Dynamic Response of Deck Pavement of Continuous Box Girder Bridge with Variable Section Corrugated Steel Webs under Moving Loads

Abstract

Abstract To analyze the dynamic response of the deck pavement of continuous box girder bridge with variable section corrugated steel webs (CBB) under moving loads, a three-dimensional (3D) finite element model of three-span CBB superstructure was established using the finite element software ABAQUS. The validity of the 3D finite element model was verified by the field static load test data. Five vehicle speeds (40 km/h, 60 km/h, 80 km/h, 100 km/h, and 120 km/h), four types of axle loads (5 kN, 25 kN, 30 kN, and 40 kN), and three kinds of load positions were selected.

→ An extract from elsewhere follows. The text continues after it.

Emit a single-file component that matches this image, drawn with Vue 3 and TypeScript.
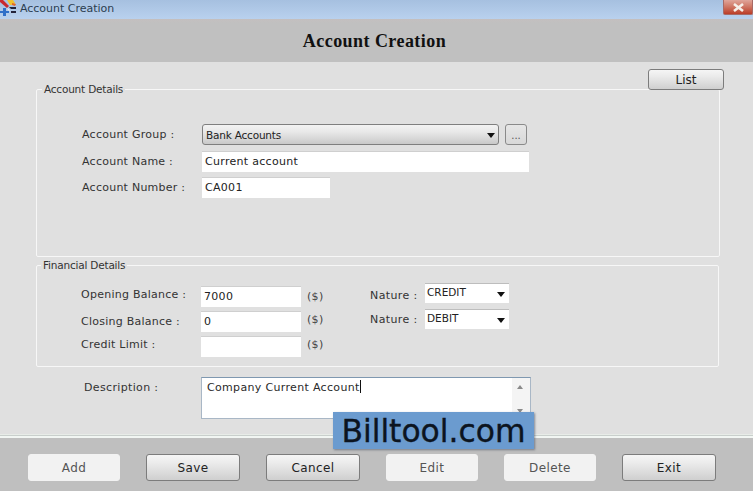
<script setup lang="ts">
const groupRows = [
  { label: 'Account Name :', value: 'Current account', cls: 'wide' },
  { label: 'Account Number :', value: 'CA001', cls: 'short' },
]
const buttons = [
  { text: 'Add', enabled: false },
  { text: 'Save', enabled: true },
  { text: 'Cancel', enabled: true },
  { text: 'Edit', enabled: false },
  { text: 'Delete', enabled: false },
  { text: 'Exit', enabled: true },
]
</script>

<template>
  <div class="window">
    <div class="titlebar">
      <svg class="appicon" width="17" height="16" viewBox="0 0 17 16">
        <path d="M0 0 L3 0 L9 6 L7 8 L0 2 Z" fill="#c8282e" />
        <path d="M7 0 L13 0 L15 3 L14 5 L10 5 Z" fill="#f0c230" />
        <path d="M12 3 L16 4 L15 6 L12 5 Z" fill="#e2662a" />
        <path d="M0 11 H3 V8 H6 V11 H9 V13 H6 V16 H3 V13 H0 Z" fill="#2f6fc8" />
        <path d="M9 7 L16 7 L16 9 L11 9 Z M11 11 L16 11 L16 13 L11 13 Z" fill="#23233a" />
        <path d="M7 8 L10 10 L9 11 Z" fill="#f4f4f4" />
      </svg>
      <span class="wintitle">Account Creation</span>
      <div class="close">
        <svg width="13" height="9" viewBox="0 0 13 9">
          <path d="M2 1 L11 8 M11 1 L2 8" stroke="#f6efe9" stroke-width="2.6" />
        </svg>
      </div>
    </div>

    <div class="header"><h1>Account Creation</h1></div>

    <div class="content">
      <button class="btn list">List</button>

      <fieldset class="group details">
        <legend>Account Details</legend>
        <div class="row first">
          <span class="label">Account Group :</span>
          <div class="combo">
            <span>Bank Accounts</span>
            <i class="arrow"></i>
          </div>
          <div class="more">...</div>
        </div>
        <div v-for="r in groupRows" :key="r.label" class="row">
          <span class="label">{{ r.label }}</span>
          <div class="input" :class="r.cls">{{ r.value }}</div>
        </div>
      </fieldset>

      <fieldset class="group financial">
        <legend>Financial Details</legend>
        <div class="fin">
          <div class="fin-left">
            <div class="fin-row">
              <span class="label lift">Opening Balance :</span>
              <div class="input amount">7000</div>
              <span class="unit">($)</span>
            </div>
            <div class="fin-row">
              <span class="label">Closing Balance :</span>
              <div class="input amount">0</div>
              <span class="unit lift">($)</span>
            </div>
            <div class="fin-row">
              <span class="label lift">Credit Limit :</span>
              <div class="input amount"></div>
              <span class="unit lift">($)</span>
            </div>
          </div>
          <div class="fin-right">
            <div class="nat-row">
              <span class="nat-label drop">Nature :</span>
              <div class="select"><span>CREDIT</span><i class="arrow"></i></div>
            </div>
            <div class="nat-row">
              <span class="nat-label">Nature :</span>
              <div class="select"><span>DEBIT</span><i class="arrow"></i></div>
            </div>
          </div>
        </div>
      </fieldset>

      <div class="desc">
        <span class="desc-label">Description :</span>
        <div class="textarea">
          <span class="desc-text">Company Current Account</span><span class="caret"></span>
          <div class="scroll">
            <i class="up"></i>
            <i class="down"></i>
          </div>
        </div>
      </div>
    </div>

    <div class="footer">
      <button
        v-for="b in buttons"
        :key="b.text"
        class="btn action"
        :class="{ off: !b.enabled }"
      >{{ b.text }}</button>
    </div>

    <div class="watermark">Billtool.com</div>
  </div>
</template>

<style>
html, body { margin: 0; padding: 0; overflow: hidden; }
</style>

<style scoped>
.window {
  position: relative;
  width: 753px;
  height: 491px;
  display: flex;
  flex-direction: column;
  overflow: hidden;
  background: #e0e0e0;
  font-family: "DejaVu Sans", Verdana, sans-serif;
  font-size: 11px;
  color: #2a2a2a;
}
.titlebar {
  height: 19px;
  flex: none;
  display: flex;
  align-items: center;
  background: linear-gradient(#a6c0e0, #b9d1ee);
  position: relative;
}
.appicon { margin-right: 3px; flex: none; margin-top: -3px; }
.wintitle { font-size: 11px; letter-spacing: -0.02px; color: #2c3e50; margin-top: -3px; }
.close {
  position: absolute;
  right: 0;
  top: 0;
  width: 30px;
  height: 15px;
  box-sizing: border-box;
  background: linear-gradient(#e0a59a, #d07a68 45%, #bb3d28);
  border: 1px solid #a86a66;
  border-top: 0;
  border-radius: 0 0 2px 2px;
  display: flex;
  align-items: center;
  justify-content: center;
}
.header {
  height: 43px;
  flex: none;
  padding: 2px 4px 0 0;
  box-sizing: border-box;
  background: linear-gradient(#c4bfbf 0, #c0c0c0 4px);
  display: flex;
  align-items: center;
  justify-content: center;
}
.header h1 {
  margin: 0;
  font-family: "Liberation Serif", "Times New Roman", serif;
  font-size: 18px;
  font-weight: bold;
  letter-spacing: 0.45px;
  color: #111;
}
.content {
  position: relative;
  flex: 1;
  padding: 0 33px 0 36px;
  border-bottom: 1px solid #e8ece8;
  background: #e0e0e0;
}
.list {
  position: absolute;
  top: 7px;
  right: 29px;
  width: 76px;
  height: 21px;
  z-index: 1;
}
.btn {
  box-sizing: border-box;
  padding: 0;
  font-family: "DejaVu Sans", Verdana, sans-serif;
  font-size: 12px;
  color: #222;
  border: 1px solid #7c7c7c;
  border-radius: 3px;
  background: linear-gradient(#f5f5f5, #ececec 30%, #cfcfcf);
}
.group {
  margin: 0;
  padding: 0;
  box-sizing: border-box;
  border: 1px solid #f7f7f7;
  border-radius: 2px;
  min-inline-size: 0;
}
.group legend {
  padding: 0 2px;
  margin-left: -40px;
  font-size: 10.5px;
  letter-spacing: -0.2px;
  color: #333;
  line-height: 13px;
}
.details {
  height: 174px;
  margin-top: 21px;
  padding: 28px 0 0 45px;
}
.financial {
  height: 108px;
  margin-top: 2px;
  margin-right: 1px;
  padding: 14px 0 0 44px;
}
.row {
  display: flex;
  align-items: center;
  height: 21px;
  margin-bottom: 5px;
}
.row.first { margin-bottom: 6px; }
.label {
  width: 120px;
  flex: none;
  letter-spacing: 0.25px;
  color: #333;
}
.lift { margin-top: -4px; }
.drop { margin-top: 4px; }
.combo {
  box-sizing: border-box;
  width: 297px;
  height: 21px;
  border: 1px solid #7f7f7f;
  border-radius: 3px;
  background: linear-gradient(#f3f3f3, #e9e9e9 35%, #c9c9c9);
  display: flex;
  align-items: center;
  justify-content: space-between;
  padding: 0 3px;
  font-size: 10.5px;
  letter-spacing: -0.2px;
  color: #222;
}
.arrow {
  display: block;
  width: 0;
  height: 0;
  margin-top: 1px;
  border-left: 4px solid transparent;
  border-right: 4px solid transparent;
  border-top: 5px solid #111;
}
.more {
  box-sizing: border-box;
  margin-left: 6px;
  width: 22px;
  height: 21px;
  border: 1px solid #8a8a8a;
  border-radius: 3px;
  background: linear-gradient(#e6e6e6, #d8d8d8);
  text-align: center;
  line-height: 21px;
  font-size: 10px;
  color: #555;
}
.input {
  box-sizing: border-box;
  height: 21px;
  background: #fff;
  border-top: 1px solid #cfcfcf;
  padding: 0 3px;
  line-height: 19px;
  letter-spacing: 0.3px;
  color: #222;
}
.wide { width: 327px; }
.short { width: 128px; }
.amount { width: 100px; flex: none; }
.fin { display: flex; }
.fin-left { width: 289px; flex: none; }
.fin-right { margin-top: -3px; }
.fin-row {
  display: flex;
  align-items: center;
  height: 20px;
  margin-bottom: 5px;
}
.unit { margin-left: 6px; color: #444; letter-spacing: 0.3px; }
.nat-row {
  display: flex;
  align-items: center;
  height: 20px;
  margin-bottom: 6px;
}
.nat-label { width: 55px; flex: none; letter-spacing: 0.4px; color: #333; }
.select {
  box-sizing: border-box;
  width: 84px;
  height: 20px;
  background: #fff;
  border-top: 1px solid #bdbdbd;
  display: flex;
  align-items: center;
  justify-content: space-between;
  padding: 0 4px 0 2px;
  font-size: 10.5px;
  color: #222;
}
.select span { margin-top: -3px; }
.desc {
  display: flex;
  margin-top: 10px;
  padding-left: 48px;
}
.desc-label { width: 117px; flex: none; letter-spacing: 0.35px; color: #333; margin-top: 4px; }
.textarea {
  position: relative;
  box-sizing: border-box;
  width: 330px;
  height: 42px;
  background: #fff;
  border: 1px solid #a9b7c6;
  border-top-color: #7f98b0;
  padding: 2px 0 0 5px;
  line-height: 16px;
  letter-spacing: 0.33px;
}
.caret {
  display: inline-block;
  width: 1px;
  height: 13px;
  background: #111;
  vertical-align: -2px;
}
.scroll {
  position: absolute;
  right: 0;
  top: 0;
  bottom: 0;
  width: 18px;
  background: #f4f4f4;
}
.up, .down {
  position: absolute;
  left: 5px;
  width: 0;
  height: 0;
  border-left: 3.5px solid transparent;
  border-right: 3.5px solid transparent;
}
.up { top: 7px; border-bottom: 4px solid #8a8a8a; }
.down { bottom: 5px; border-top: 4px solid #8a8a8a; }
.footer {
  height: 56px;
  flex: none;
  box-sizing: border-box;
  background: linear-gradient(#c9cfcc 0 1px, #f2f6f3 1px 3px, #bfbfbf 3px);
  padding: 19px 0 0 28px;
  display: flex;
  gap: 26px;
}
.action {
  width: 94px;
  height: 27px;
  letter-spacing: 0.4px;
  font-size: 12px;
}
.action.off {
  width: 92px;
  border-color: #f2f2f2;
  background: #f2f2f2;
  color: #555;
}
.watermark {
  position: absolute;
  left: 333px;
  top: 412px;
  width: 201px;
  height: 37px;
  background: #6b9bcf;
  box-shadow: 1px 1px 2px rgba(60, 70, 90, 0.55);
  color: #0c1420;
  font-size: 31.4px;
  -webkit-text-stroke: 0.35px #0c1420;
  line-height: 38px;
  text-align: center;
  white-space: nowrap;
}
</style>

The dynamic responses of the CBB deck pavement, displacement, stress, acceleration, and impact coefficient were calculated. The results showed that under the action of moving loads, the maximum values of vertical displacement and vertical stress appeared on the top surface of deck pavement. The longitudinal shear stress of deck pavement of CBB increased with the increase of pavement depth, and it reached the maximum value at the top of concrete pavement. With the increase of vehicle speed, the impact coefficient, vertical displacement, and transverse stress of the top surface of deck pavement gradually decreased, which indicated that the stress of deck pavement was significantly impacted by the vehicle speed and axle load, while its vertical displacement was less influenced. Under the eccentric load, the large transverse torsion would be produced in the CBB and the more the load deviates from the centerline of the cross section of the CBB, the greater the vibration amplitude of the vertical acceleration generated by the mid-span node on the surface of the deck pavement. Therefore, the low vehicle speed and eccentric load had a great impact on the structural safety response of deck pavement. In practical engineering, it is necessary to avoid vehicles driving at low speeds on one side of the bridge.